__DO THIS__.
Below are the records. Count the lines containing the string "TypeScript", and reply with the number alone.

....................

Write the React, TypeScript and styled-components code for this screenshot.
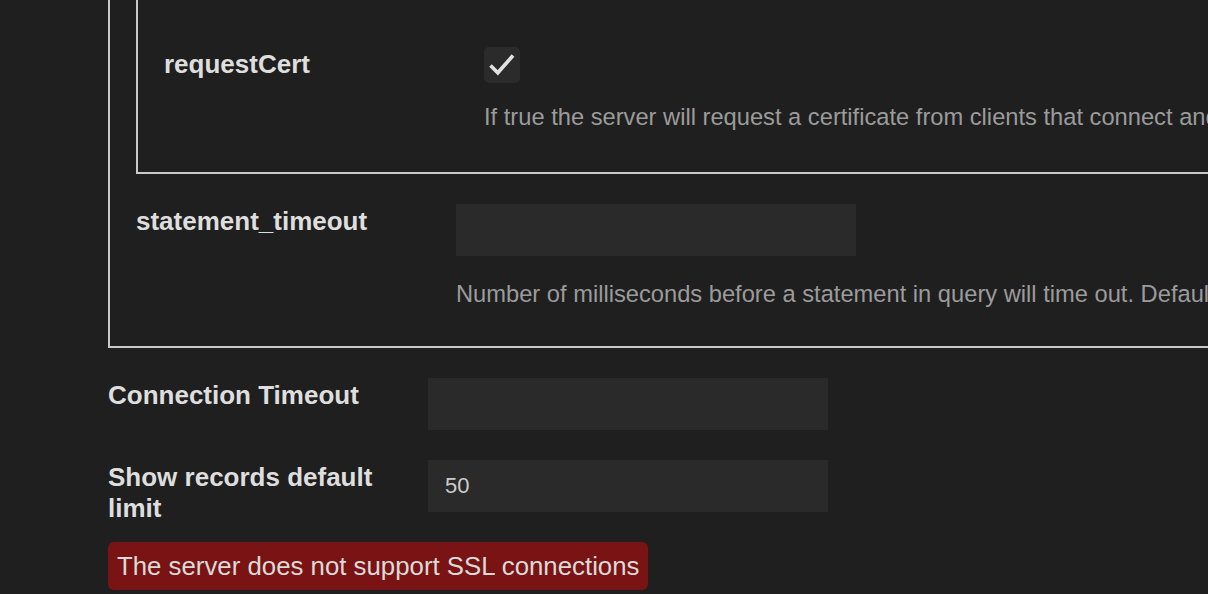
import React from "react";
import styled, { createGlobalStyle } from "styled-components";

const GlobalStyle = createGlobalStyle`
  html, body {
    margin: 0;
    padding: 0;
    background: #1f1f1f;
    overflow: hidden;
  }
  body {
    font-family: "Liberation Sans", Arial, sans-serif;
  }
`;

const Page = styled.div`
  width: 1208px;
  height: 594px;
  overflow: hidden;
  background: #1f1f1f;
  padding-left: 108px;
  box-sizing: border-box;
`;

const Form = styled.div`
  display: flex;
  flex-direction: column;
  gap: 18px;
  margin-top: -40px;
`;

const Box = styled.div<{ $width?: string; $padTop: number; $padBottom: number }>`
  display: flex;
  flex-direction: column;
  gap: 18px;
  box-sizing: border-box;
  width: ${(p) => p.$width ?? "auto"};
  border: 2px solid #c9c9c9;
  padding: ${(p) => p.$padTop}px 0 ${(p) => p.$padBottom}px 26px;
  margin-bottom: 12px;
`;

const Row = styled.div`
  display: grid;
  grid-template-columns: 300px 1fr;
  column-gap: 20px;
  align-items: start;
`;

const Label = styled.div`
  padding-top: 2px;
  font-size: 26px;
  line-height: 31px;
  font-weight: 700;
  color: #dedede;
`;

const Control = styled.div`
  display: flex;
  flex-direction: column;
  align-items: flex-start;
  padding-bottom: 12px;
  min-width: 0;
`;

const TextInput = styled.input`
  width: 400px;
  height: 52px;
  box-sizing: border-box;
  border: none;
  outline: none;
  background: #2a2a2a;
  color: #cccccc;
  font-family: "Liberation Sans", Arial, sans-serif;
  font-size: 22px;
  padding: 0 17px;
  margin: 0;
`;

const CheckBox = styled.div`
  width: 36px;
  height: 36px;
  border-radius: 5px;
  background: #2b2b2b;
  display: flex;
  align-items: center;
  justify-content: center;
`;

const Description = styled.div<{ $gap: number }>`
  margin-top: ${(p) => p.$gap}px;
  font-size: 23.7px;
  line-height: 29px;
  color: #9b9b9b;
  white-space: nowrap;
`;

const ErrorBanner = styled.div`
  align-self: flex-start;
  background: #7a1313;
  color: #dadada;
  font-size: 25.8px;
  line-height: 48px;
  padding: 0 9px;
  border-radius: 6px;
  white-space: nowrap;
`;

const Check = () => (
  <svg width="36" height="36" viewBox="0 0 36 36">
    <path
      d="M6.5 18.5 L13.8 25.8 L29 8.5"
      fill="none"
      stroke="#e2e2e2"
      strokeWidth="3.6"
      strokeLinecap="butt"
      strokeLinejoin="miter"
    />
  </svg>
);

export default function App() {
  return (
    <>
      <GlobalStyle />
      <Page>
        <Form>
          <Box $width="1200px" $padTop={10} $padBottom={25}>
            <Box $padTop={73} $padBottom={28}>
              <Row>
                <Label>requestCert</Label>
                <Control>
                  <CheckBox>
                    <Check />
                  </CheckBox>
                  <Description $gap={20}>
                    If true the server will request a certificate from clients that connect and attempt to verify that certificate.
                  </Description>
                </Control>
              </Row>
            </Box>
            <Row>
              <Label>statement_timeout</Label>
              <Control>
                <TextInput type="text" defaultValue="" />
                <Description $gap={24}>
                  Number of milliseconds before a statement in query will time out. Default is no timeout.
                </Description>
              </Control>
            </Row>
          </Box>
          <Row>
            <Label>Connection Timeout</Label>
            <Control>
              <TextInput type="text" defaultValue="" />
            </Control>
          </Row>
          <Row>
            <Label>Show records default limit</Label>
            <Control>
              <TextInput type="text" defaultValue="50" />
            </Control>
          </Row>
          <ErrorBanner>The server does not support SSL connections</ErrorBanner>
        </Form>
      </Page>
    </>
  );
}
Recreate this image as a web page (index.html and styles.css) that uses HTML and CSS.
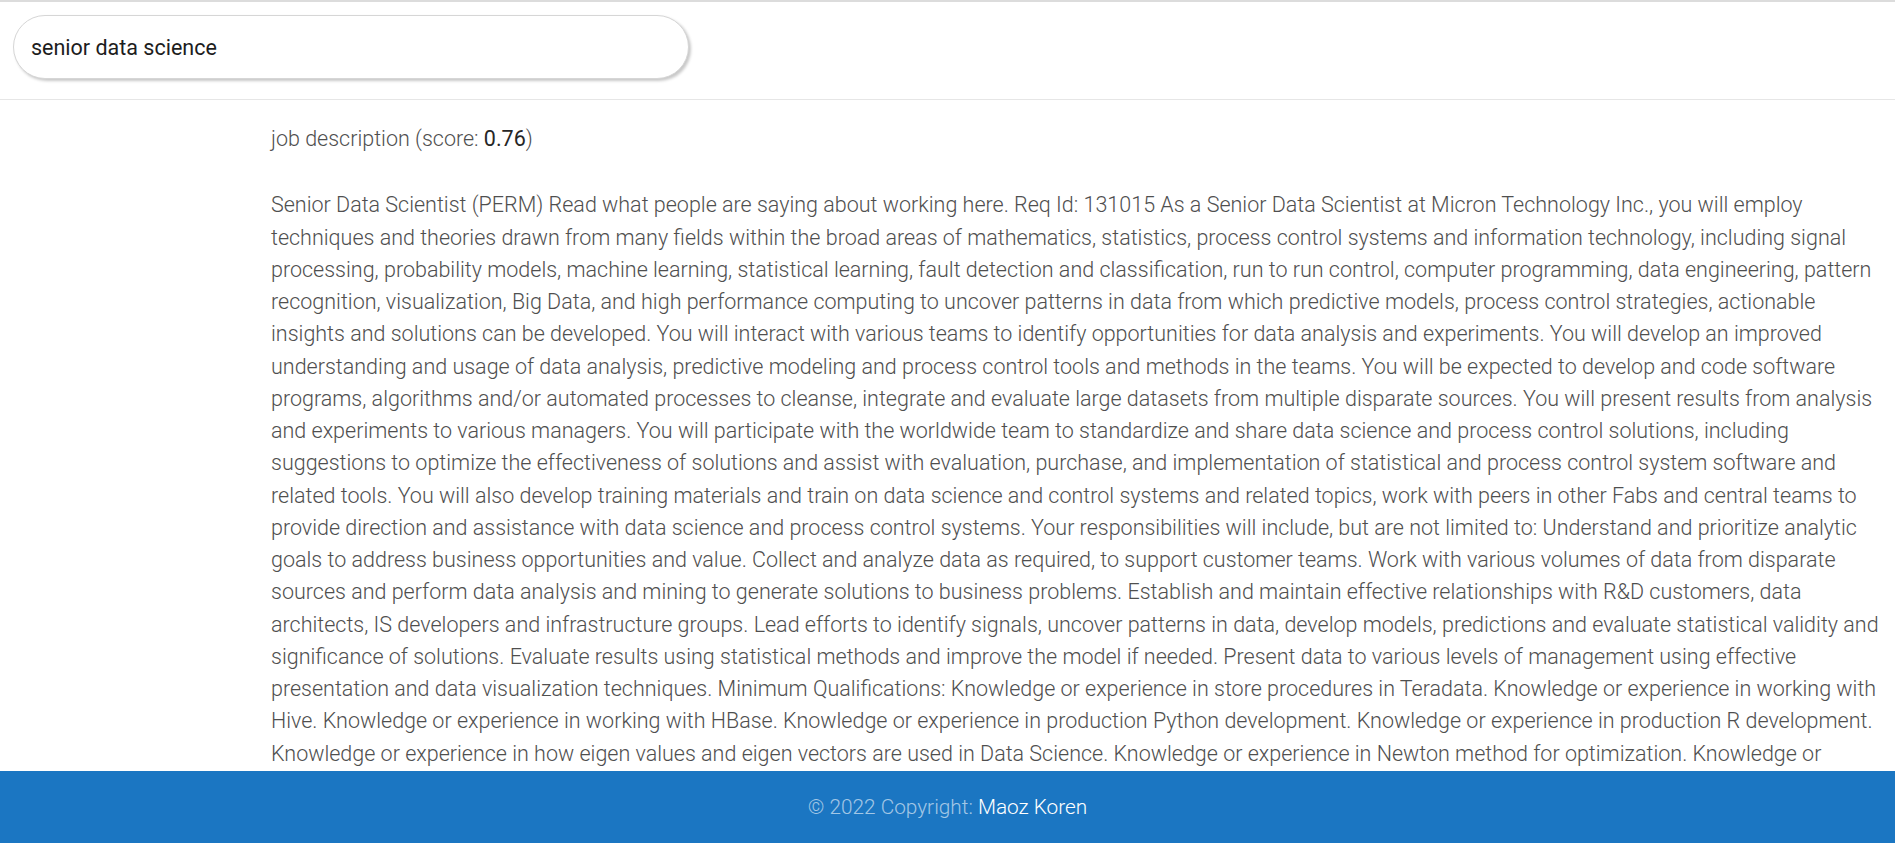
FILE: index.html
```html
<!DOCTYPE html>
<html lang="en">
<head>
<meta charset="utf-8">
<title>Job search</title>
<link rel="stylesheet" href="styles.css">
</head>
<body>
<header class="topbar">
  <div class="search">
    <input class="search-input" type="text" value="senior data science">
  </div>
</header>
<main class="results">
  <section class="result">
    <h2 class="result-title">job description (score: <span class="score">0.76</span>)</h2>
    <p class="result-text">Senior Data Scientist (PERM) Read what people are saying about working here. Req Id: 131015 As a Senior Data Scientist at Micron Technology Inc., you will employ techniques and theories drawn from many fields within the broad areas of mathematics, statistics, process control systems and information technology, including signal processing, probability models, machine learning, statistical learning, fault detection and classification, run to run control, computer programming, data engineering, pattern recognition, visualization, Big Data, and high performance computing to uncover patterns in data from which predictive models, process control strategies, actionable insights and solutions can be developed. You will interact with various teams to identify opportunities for data analysis and experiments. You will develop an improved understanding and usage of data analysis, predictive modeling and process control tools and methods in the teams. You will be expected to develop and code software programs, algorithms and/or automated processes to cleanse, integrate and evaluate large datasets from multiple disparate sources. You will present results from analysis and experiments to various managers. You will participate with the worldwide team to standardize and share data science and process control solutions, including suggestions to optimize the effectiveness of solutions and assist with evaluation, purchase, and implementation of statistical and process control system software and related tools. You will also develop training materials and train on data science and control systems and related topics, work with peers in other Fabs and central teams to provide direction and assistance with data science and process control systems. Your responsibilities will include, but are not limited to: Understand and prioritize analytic goals to address business opportunities and value. Collect and analyze data as required, to support customer teams. Work with various volumes of data from disparate sources and perform data analysis and mining to generate solutions to business problems. Establish and maintain effective relationships with R&amp;D customers, data architects, IS developers and infrastructure groups. Lead efforts to identify signals, uncover patterns in data, develop models, predictions and evaluate statistical validity and significance of solutions. Evaluate results using statistical methods and improve the model if needed. Present data to various levels of management using effective presentation and data visualization techniques. Minimum Qualifications: Knowledge or experience in store procedures in Teradata. Knowledge or experience in working with Hive. Knowledge or experience in working with HBase. Knowledge or experience in production Python development. Knowledge or experience in production R development. Knowledge or experience in how eigen values and eigen vectors are used in Data Science. Knowledge or experience in Newton method for optimization. Knowledge or experience in gradient descent methods for optimization.</p>
  </section>
</main>
<footer class="footer">
  <span class="copy">© 2022 Copyright: <a class="author" href="#">Maoz Koren</a></span>
</footer>
</body>
</html>
```

FILE: styles.css
```css
html, body {
  margin: 0;
  padding: 0;
}

body {
  font-family: Roboto, "Liberation Sans", sans-serif;
  color: #4f4f4f;
  background: #fff;
  border-top: 2px solid #dcdcdc;
}

.topbar {
  box-sizing: border-box;
  height: 98px;
  border-bottom: 1px solid #e6e6e6;
  padding: 13px 0 0 13px;
}

.search-input {
  box-sizing: border-box;
  width: 676px;
  height: 64px;
  border: 1px solid #d6d6d6;
  border-radius: 32px;
  box-shadow: 2px 2px 3px rgba(0, 0, 0, 0.22);
  padding: 0 0 0 17px;
  font-family: Roboto, "Liberation Sans", sans-serif;
  font-size: 21.5px;
  color: #1d1d1d;
  background: #fff;
  outline: none;
}

.results {
  padding: 23px 8px 120px 271px;
}

.result-title {
  margin: 0;
  font-size: 21.5px;
  line-height: 32.25px;
  font-weight: 300;
  color: #4f4f4f;
}

.score {
  font-weight: 400;
  color: #262626;
}

.result-text {
  margin: 34px 0 0;
  font-size: 21.5px;
  line-height: 32.25px;
  font-weight: 300;
  color: #4f4f4f;
}

.footer {
  position: fixed;
  left: 0;
  right: 0;
  bottom: 0;
  height: 72px;
  background: #1b76c2;
  display: flex;
  align-items: center;
  justify-content: center;
  font-size: 20.8px;
  font-weight: 300;
}

.copy {
  color: rgba(255, 255, 255, 0.6);
}

.author {
  color: #fff;
  text-decoration: none;
}
```
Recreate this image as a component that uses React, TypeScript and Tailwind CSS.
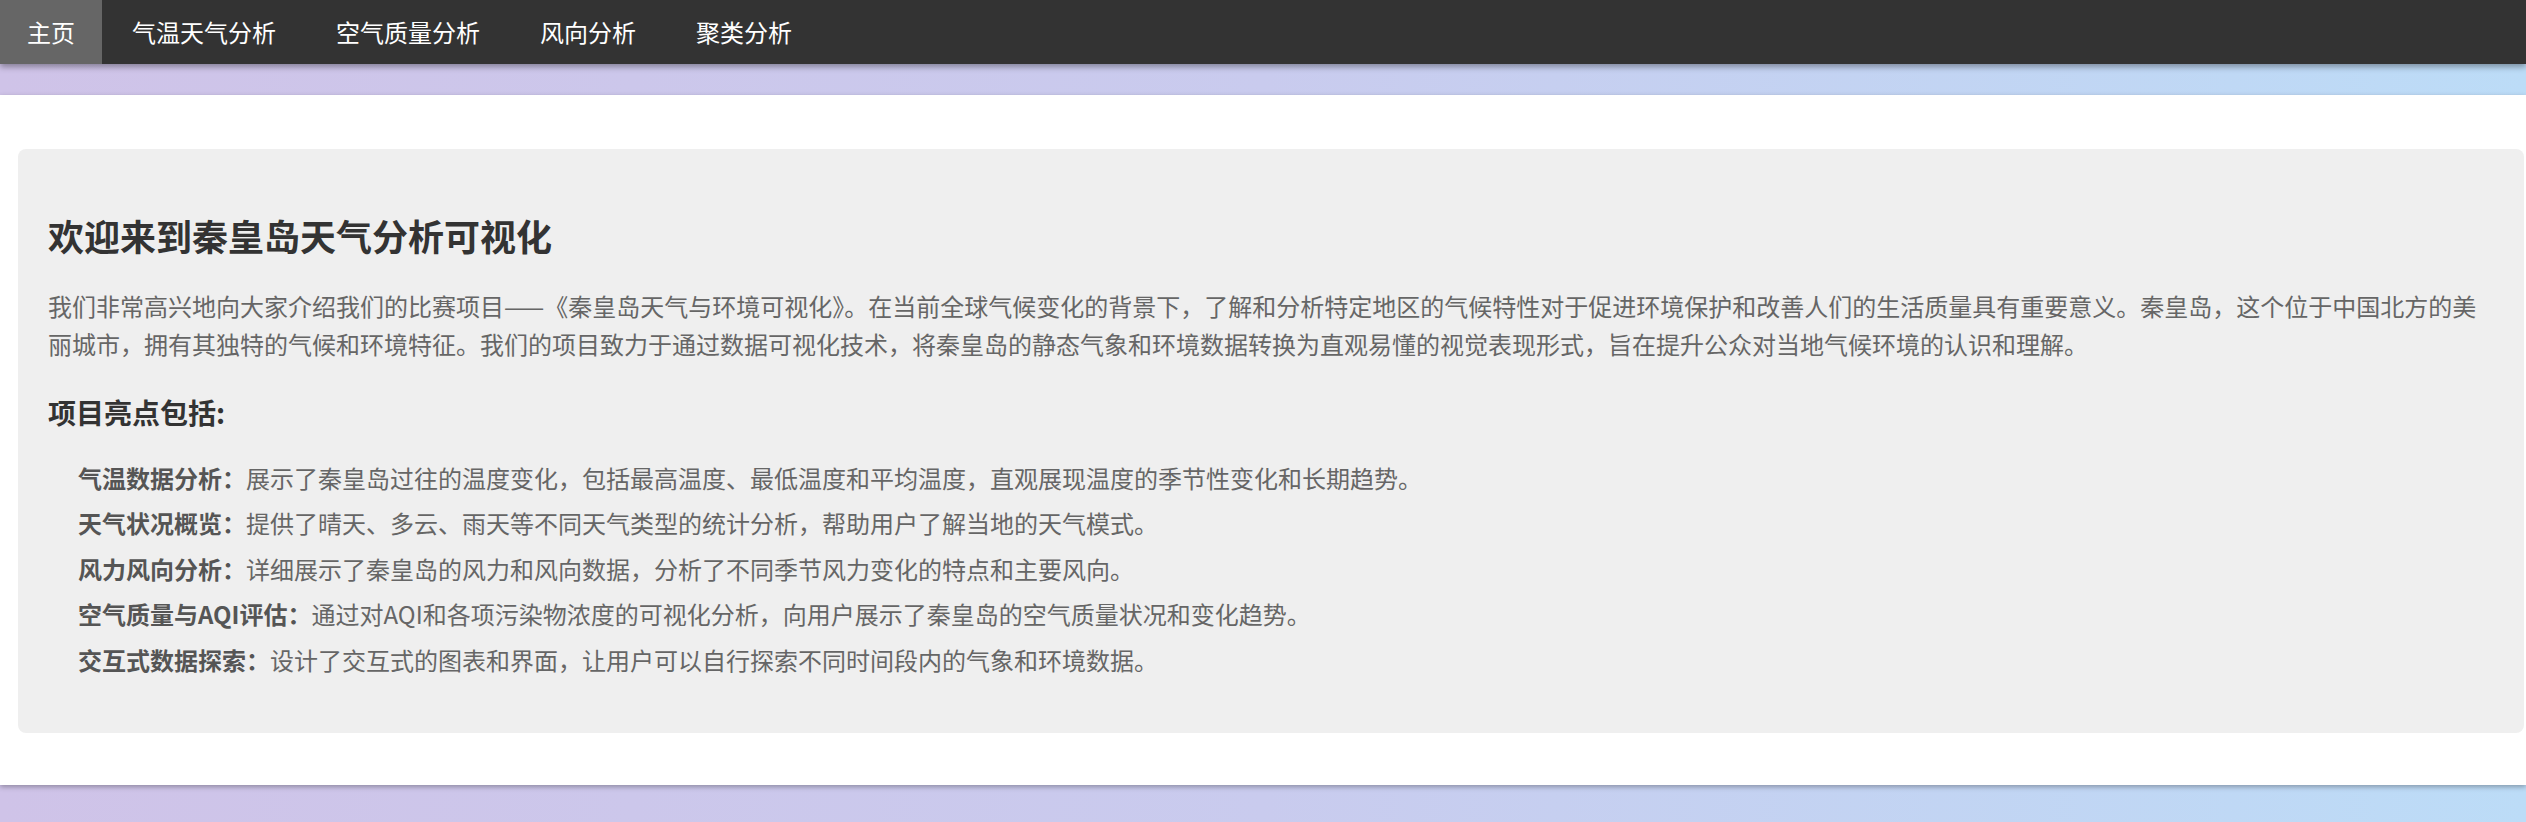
const navItems = ['主页', '气温天气分析', '空气质量分析', '风向分析', '聚类分析']

const highlights = [
  {
    title: '气温数据分析：',
    text: '展示了秦皇岛过往的温度变化，包括最高温度、最低温度和平均温度，直观展现温度的季节性变化和长期趋势。',
  },
  {
    title: '天气状况概览：',
    text: '提供了晴天、多云、雨天等不同天气类型的统计分析，帮助用户了解当地的天气模式。',
  },
  {
    title: '风力风向分析：',
    text: '详细展示了秦皇岛的风力和风向数据，分析了不同季节风力变化的特点和主要风向。',
  },
  {
    title: '空气质量与AQI评估：',
    text: '通过对AQI和各项污染物浓度的可视化分析，向用户展示了秦皇岛的空气质量状况和变化趋势。',
  },
  {
    title: '交互式数据探索：',
    text: '设计了交互式的图表和界面，让用户可以自行探索不同时间段内的气象和环境数据。',
  },
]

export default function App() {
  return (
    <div className="min-h-[822px] w-full overflow-hidden bg-[linear-gradient(to_right,#cfc3e8,#c9cbee_50%,#bcdcf7)] font-['Noto_Sans_CJK_SC','Noto_Sans',sans-serif]">
      <nav className="relative z-10 flex h-[64px] bg-[#333] shadow-[0_3px_6px_rgba(0,0,0,0.35)]">
        {navItems.map((item, i) => (
          <a
            key={item}
            href="#"
            className={
              i === 0
                ? 'flex items-center bg-[#666] px-[27px] text-[24px] leading-[64px] text-white'
                : 'flex items-center px-[30px] text-[24px] leading-[64px] text-white'
            }
          >
            {item}
          </a>
        ))}
      </nav>

      <main className="mt-[31px] h-[690px] bg-white pt-[54px] shadow-[0_2px_5px_rgba(0,0,0,0.3)]">
        <section className="ml-[18px] mr-[2px] h-[584px] rounded-[8px] bg-[#efefef] pl-[30px] pr-[30px] pt-[30px]">
          <h2 className="mt-[32px] text-[36px] font-bold leading-[48px] text-[#333]">
            欢迎来到秦皇岛天气分析可视化
          </h2>
          <p className="mt-[28px] text-[24px] leading-[38.4px] text-[#666]">
            我们非常高兴地向大家介绍我们的比赛项目——《秦皇岛天气与环境可视化》。在当前全球气候变化的背景下，了解和分析特定地区的气候特性对于促进环境保护和改善人们的生活质量具有重要意义。秦皇岛，这个位于中国北方的美丽城市，拥有其独特的气候和环境特征。我们的项目致力于通过数据可视化技术，将秦皇岛的静态气象和环境数据转换为直观易懂的视觉表现形式，旨在提升公众对当地气候环境的认识和理解。
          </p>
          <h3 className="mt-[28px] text-[28px] font-bold leading-[40px] text-[#333]">项目亮点包括:</h3>
          <ul className="mt-[23px] pl-[30px]">
            {highlights.map((h) => (
              <li key={h.title} className="text-[24px] leading-[45.5px] text-[#666]">
                <strong className="font-bold text-[#555]">{h.title}</strong>
                {h.text}
              </li>
            ))}
          </ul>
        </section>
      </main>
    </div>
  )
}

....................

__EXERCISE ANSWER__.
2